--- Begin Stored data ---

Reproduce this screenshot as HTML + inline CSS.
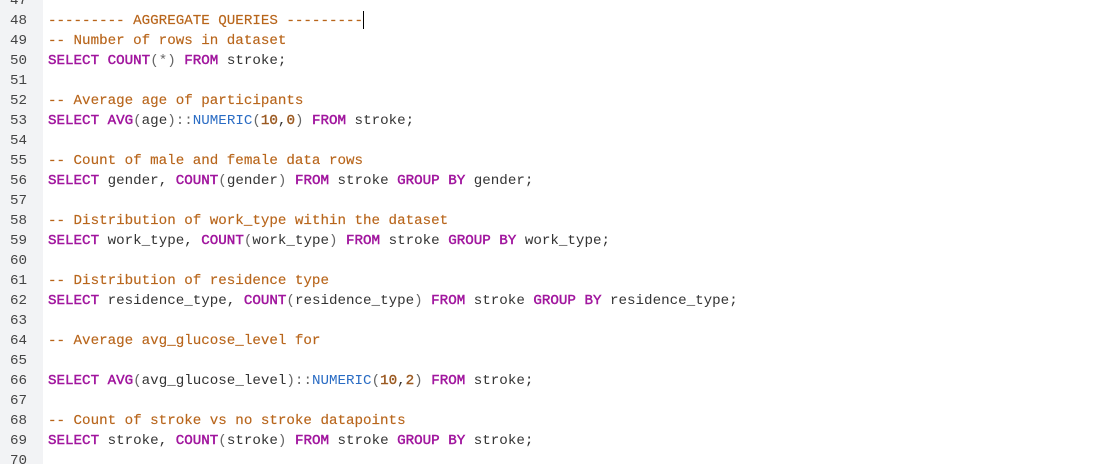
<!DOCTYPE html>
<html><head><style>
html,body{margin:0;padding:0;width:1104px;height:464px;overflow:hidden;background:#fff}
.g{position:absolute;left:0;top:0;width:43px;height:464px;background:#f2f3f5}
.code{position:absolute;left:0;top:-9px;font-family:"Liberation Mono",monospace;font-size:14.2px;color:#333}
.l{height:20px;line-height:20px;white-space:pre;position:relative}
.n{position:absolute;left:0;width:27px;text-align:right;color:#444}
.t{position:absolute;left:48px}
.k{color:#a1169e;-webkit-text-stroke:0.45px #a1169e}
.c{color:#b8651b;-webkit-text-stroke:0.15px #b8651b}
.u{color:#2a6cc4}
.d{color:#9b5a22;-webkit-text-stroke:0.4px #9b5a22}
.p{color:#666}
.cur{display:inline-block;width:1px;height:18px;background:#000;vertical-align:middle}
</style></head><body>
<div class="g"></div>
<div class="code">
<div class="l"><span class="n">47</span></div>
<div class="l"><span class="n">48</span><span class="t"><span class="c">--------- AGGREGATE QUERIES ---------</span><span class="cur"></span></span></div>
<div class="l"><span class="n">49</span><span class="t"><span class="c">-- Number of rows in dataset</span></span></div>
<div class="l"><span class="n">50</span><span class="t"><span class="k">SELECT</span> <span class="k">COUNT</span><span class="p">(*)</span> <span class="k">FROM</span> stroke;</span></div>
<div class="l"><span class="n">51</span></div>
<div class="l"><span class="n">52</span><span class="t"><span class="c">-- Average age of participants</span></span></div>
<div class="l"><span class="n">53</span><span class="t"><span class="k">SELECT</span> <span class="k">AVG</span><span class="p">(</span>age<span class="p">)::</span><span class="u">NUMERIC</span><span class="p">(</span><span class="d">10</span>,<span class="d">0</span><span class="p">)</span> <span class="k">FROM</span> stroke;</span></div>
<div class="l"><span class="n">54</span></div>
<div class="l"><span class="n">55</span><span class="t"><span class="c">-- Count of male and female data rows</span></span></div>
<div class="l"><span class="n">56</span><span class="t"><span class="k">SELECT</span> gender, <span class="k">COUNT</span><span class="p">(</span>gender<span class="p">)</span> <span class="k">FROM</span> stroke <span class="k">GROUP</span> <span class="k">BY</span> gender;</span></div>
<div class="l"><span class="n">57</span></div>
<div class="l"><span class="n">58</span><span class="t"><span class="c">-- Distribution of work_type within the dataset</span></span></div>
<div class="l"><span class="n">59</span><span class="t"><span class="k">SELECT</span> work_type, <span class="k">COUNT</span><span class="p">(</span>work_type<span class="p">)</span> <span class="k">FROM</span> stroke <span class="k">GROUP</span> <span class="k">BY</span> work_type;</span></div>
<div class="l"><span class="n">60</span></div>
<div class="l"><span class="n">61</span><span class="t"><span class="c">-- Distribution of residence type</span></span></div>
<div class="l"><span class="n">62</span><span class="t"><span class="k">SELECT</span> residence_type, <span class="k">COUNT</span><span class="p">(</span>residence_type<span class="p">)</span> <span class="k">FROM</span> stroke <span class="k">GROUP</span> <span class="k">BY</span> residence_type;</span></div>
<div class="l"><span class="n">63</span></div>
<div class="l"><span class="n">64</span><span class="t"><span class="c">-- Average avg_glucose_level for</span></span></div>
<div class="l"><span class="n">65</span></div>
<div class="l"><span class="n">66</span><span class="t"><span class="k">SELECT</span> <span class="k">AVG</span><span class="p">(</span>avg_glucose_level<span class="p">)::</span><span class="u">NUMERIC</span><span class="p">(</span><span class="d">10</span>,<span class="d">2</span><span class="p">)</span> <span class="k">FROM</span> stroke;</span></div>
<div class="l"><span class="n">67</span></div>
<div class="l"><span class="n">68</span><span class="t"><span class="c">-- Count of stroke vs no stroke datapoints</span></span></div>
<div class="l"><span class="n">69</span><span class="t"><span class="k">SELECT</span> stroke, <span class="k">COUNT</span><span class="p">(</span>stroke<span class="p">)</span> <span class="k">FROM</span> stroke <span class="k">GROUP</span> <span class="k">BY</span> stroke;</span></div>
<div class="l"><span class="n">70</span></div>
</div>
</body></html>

--- End Stored data ---

• _Exercise prompt_: The material above must be printed exactly, with its pictures left out.

• _Output of the exercise_:
Reproduce this screenshot as HTML + inline CSS.
<!DOCTYPE html>
<html><head><style>
html,body{margin:0;padding:0;width:1104px;height:464px;overflow:hidden;background:#fff}
.g{position:absolute;left:0;top:0;width:43px;height:464px;background:#f2f3f5}
.code{position:absolute;left:0;top:-9px;font-family:"Liberation Mono",monospace;font-size:14.2px;color:#333}
.l{height:20px;line-height:20px;white-space:pre;position:relative}
.n{position:absolute;left:0;width:27px;text-align:right;color:#444}
.t{position:absolute;left:48px}
.k{color:#a1169e;-webkit-text-stroke:0.45px #a1169e}
.c{color:#b8651b;-webkit-text-stroke:0.15px #b8651b}
.u{color:#2a6cc4}
.d{color:#9b5a22;-webkit-text-stroke:0.4px #9b5a22}
.p{color:#666}
.cur{display:inline-block;width:1px;height:18px;background:#000;vertical-align:middle}
</style></head><body>
<div class="g"></div>
<div class="code">
<div class="l"><span class="n">47</span></div>
<div class="l"><span class="n">48</span><span class="t"><span class="c">--------- AGGREGATE QUERIES ---------</span><span class="cur"></span></span></div>
<div class="l"><span class="n">49</span><span class="t"><span class="c">-- Number of rows in dataset</span></span></div>
<div class="l"><span class="n">50</span><span class="t"><span class="k">SELECT</span> <span class="k">COUNT</span><span class="p">(*)</span> <span class="k">FROM</span> stroke;</span></div>
<div class="l"><span class="n">51</span></div>
<div class="l"><span class="n">52</span><span class="t"><span class="c">-- Average age of participants</span></span></div>
<div class="l"><span class="n">53</span><span class="t"><span class="k">SELECT</span> <span class="k">AVG</span><span class="p">(</span>age<span class="p">)::</span><span class="u">NUMERIC</span><span class="p">(</span><span class="d">10</span>,<span class="d">0</span><span class="p">)</span> <span class="k">FROM</span> stroke;</span></div>
<div class="l"><span class="n">54</span></div>
<div class="l"><span class="n">55</span><span class="t"><span class="c">-- Count of male and female data rows</span></span></div>
<div class="l"><span class="n">56</span><span class="t"><span class="k">SELECT</span> gender, <span class="k">COUNT</span><span class="p">(</span>gender<span class="p">)</span> <span class="k">FROM</span> stroke <span class="k">GROUP</span> <span class="k">BY</span> gender;</span></div>
<div class="l"><span class="n">57</span></div>
<div class="l"><span class="n">58</span><span class="t"><span class="c">-- Distribution of work_type within the dataset</span></span></div>
<div class="l"><span class="n">59</span><span class="t"><span class="k">SELECT</span> work_type, <span class="k">COUNT</span><span class="p">(</span>work_type<span class="p">)</span> <span class="k">FROM</span> stroke <span class="k">GROUP</span> <span class="k">BY</span> work_type;</span></div>
<div class="l"><span class="n">60</span></div>
<div class="l"><span class="n">61</span><span class="t"><span class="c">-- Distribution of residence type</span></span></div>
<div class="l"><span class="n">62</span><span class="t"><span class="k">SELECT</span> residence_type, <span class="k">COUNT</span><span class="p">(</span>residence_type<span class="p">)</span> <span class="k">FROM</span> stroke <span class="k">GROUP</span> <span class="k">BY</span> residence_type;</span></div>
<div class="l"><span class="n">63</span></div>
<div class="l"><span class="n">64</span><span class="t"><span class="c">-- Average avg_glucose_level for</span></span></div>
<div class="l"><span class="n">65</span></div>
<div class="l"><span class="n">66</span><span class="t"><span class="k">SELECT</span> <span class="k">AVG</span><span class="p">(</span>avg_glucose_level<span class="p">)::</span><span class="u">NUMERIC</span><span class="p">(</span><span class="d">10</span>,<span class="d">2</span><span class="p">)</span> <span class="k">FROM</span> stroke;</span></div>
<div class="l"><span class="n">67</span></div>
<div class="l"><span class="n">68</span><span class="t"><span class="c">-- Count of stroke vs no stroke datapoints</span></span></div>
<div class="l"><span class="n">69</span><span class="t"><span class="k">SELECT</span> stroke, <span class="k">COUNT</span><span class="p">(</span>stroke<span class="p">)</span> <span class="k">FROM</span> stroke <span class="k">GROUP</span> <span class="k">BY</span> stroke;</span></div>
<div class="l"><span class="n">70</span></div>
</div>
</body></html>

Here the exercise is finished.